Former Blur axeman’s ode to the nagging, whingeing qualities of the woman he loves. Like the romantic focus of this ditty, Gallas is never satisfied, rarely smiling and hard to like. But really, you have to love him for it. Afterall, as any woman will tell you, they only do it because they care!

11.Robin van PERSIE- BREAK MY BODY by Pixies.
It seems the Boston rock quartet have the monopoly on songs about physical mutilation. Interestingly, the song contains lyrics about base jumping and belly dancing respectively. Rumours that Robin contracted a hernia belly dancing with his Moroccan wife are as yet unfounded. One shudders to think what would happen if he went base jumping.

12.Carlos VELA- WAITING IN VAIN by Bob Marley.
The young Mexican has finally arrived following a couple of legislative dodging loan spells in Spain. Let’s hope the waiting hasn’t been in vain.

13.Aliaksandr HLEB- MOVE TO THE COUNTRY by Massive Attack.
The urban weary Belarussian has grown tired of London’s fug, noise and decay and longs for a quiet life. The fishing village of Barcelona and sleepy suburb of Milan have been touted as likely destinations. (I could have gone with Just One Cornetto here, but that’s already been done surely?)

The song begins slowly, almost tentatively unsure of itself, before building into a crescendo of twirling kinesis. The song sheds its inhibitions with a switch in tempo in the middle 8, ‘come on and let it out.’ Walcott’s eighty yard saunter through the entire Liverpool time is a fitting graphic depiction of that sentiment. The final refrain, ‘it’s all falling into place/ so now there’s nothing to explain,’ describes Theo’s recent blossoming. The mood of the song pretty much maps out Theo’s career to date.

15.DENILSON- DOG GOT A BONE by the Beta Band.
With Diarra and Flamini out of the frame and Diaby’s malaise growing, Denilson has a real chance to stake a claim and realise his exraordinary potential this season.

16.Aaron RAMSEY- SEVENTEEN by the Sex Pistols.
Errrr, I don’t know much about Rambo other than his age, hence the song title. Let’s hope he’s not, as Rotten tactfully spits in the chorus, ‘a laaaazy sod.’

Michael Stipe’s tribute to Hollywood actor Montgomery Clift who was constantly harangued in his acting career and beset with bad fortune. Song too got a raw deal when his Premiership debut was marred by idiot Arsenal ‘fans’ who decided to boo him relentlessly just because Arseblogger said he was crap. His form at centre half at the end of last season suggests the morons at Craven Cottage that night might be swallowing large slabs of humble pie very shortly.
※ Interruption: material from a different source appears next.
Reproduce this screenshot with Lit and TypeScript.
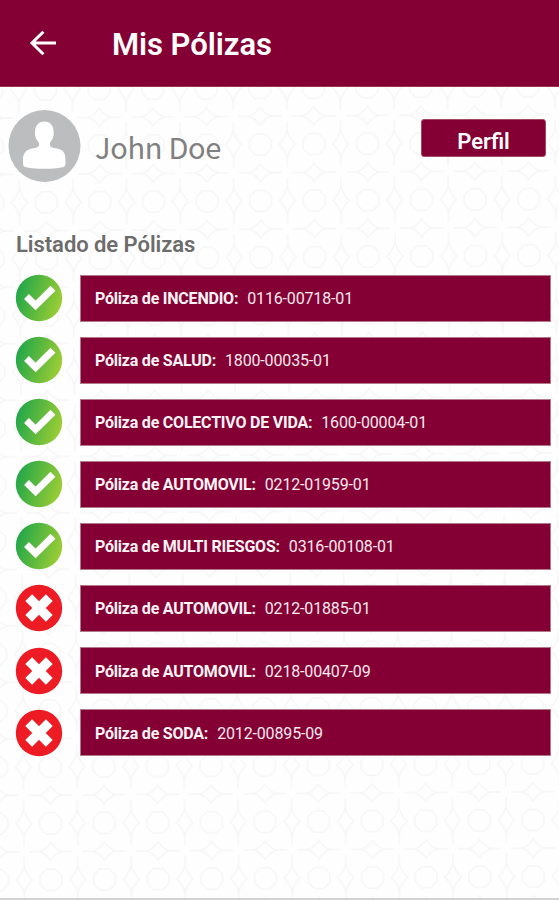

19.GILBERTO- DIGNITY by Bob Dylan.
Dylan mournfully sang, ‘sometimes I wonder what it’s gonna take to find dignity.’ He needed only travel to the mining town in Brazil called Mineiro, birthplace of Gilberto Silva. Having been ousted from the team last season, Bert kept his counsel in an age when players are all too quick to run their gums at the first sign of a club not massaging their egos. Certain Dutch and Togolese strikers would do well to look to their Brazilian team mate the next time they feel like having a whinge about the wage structure.

Came into the side as a teenager and looked to be the real deal. One loan spell at Birmingham later, he looked error prone, before drifting into obscurity. I fear that Thom Yorke’s introspective musing of, ‘in a little while I’ll be gone/ the moment’s already past, yeah it’s gone,’ may just ring true for young Johan.

21.Lukasz FABIANSKI- YOUR STAR WILL SHINE by the Stone Roses.
With the crazy German now out of the picture, Fabianski has the time and the opportunity to step out of the shadows compete with Almunia for the number one spot.

22.Gael CLICHY- HURRICANE by Neil Young.
The durable Canadian troubadour’s song for an ill tempered lover could just as easily be a forlorn tribute to the whirlwind pace of the ubiquitous left back, ‘you are like a Hurricane/ and I’m getting blown away.’ Blew away just about everybody with his performances last season….except Domenech.

Urrrrrm, does this really need explaining?

26.Nicklas BENDNTNER- THE LONER by Neil Young.
‘He’s the perfect stranger/ the unforeseen danger’ Young chants ominously on his 70s track about an isolated and unpopular local figure. His team mates antipathy towards him was pretty obvious even before Adebayor decided to nut him. Heaven knows he’s miserable now.

27.Emmanuel EBOUE- DIVE by Nirvana.
Cobain’s angst ridden plea ‘DIVE, DIVE, DIVE, DIVE WITH MEEEEEEE,’ fits the bill perfectly for our grass dwelling, brittle boned right winger.

30.Armand TRAORE- STREET FIGHTIN’ MAN by Rolling Stones.
Cautioned by Police last September for taking a knuckle duster to White Hart Lane. Once a promising kick boxer. I wouldn’t try and pinch his nokia!

The Who’s 1965 pop swoon for teenage innocence replicates Wenger’s unwavering faith in his young charges whilst all around him doubt. Oasis’ the Masterplan seems to be the natural successor on the Wenger soundtrack. Hopefully, several more renditions of We Are the Champions are to appear as hidden tracks.LD.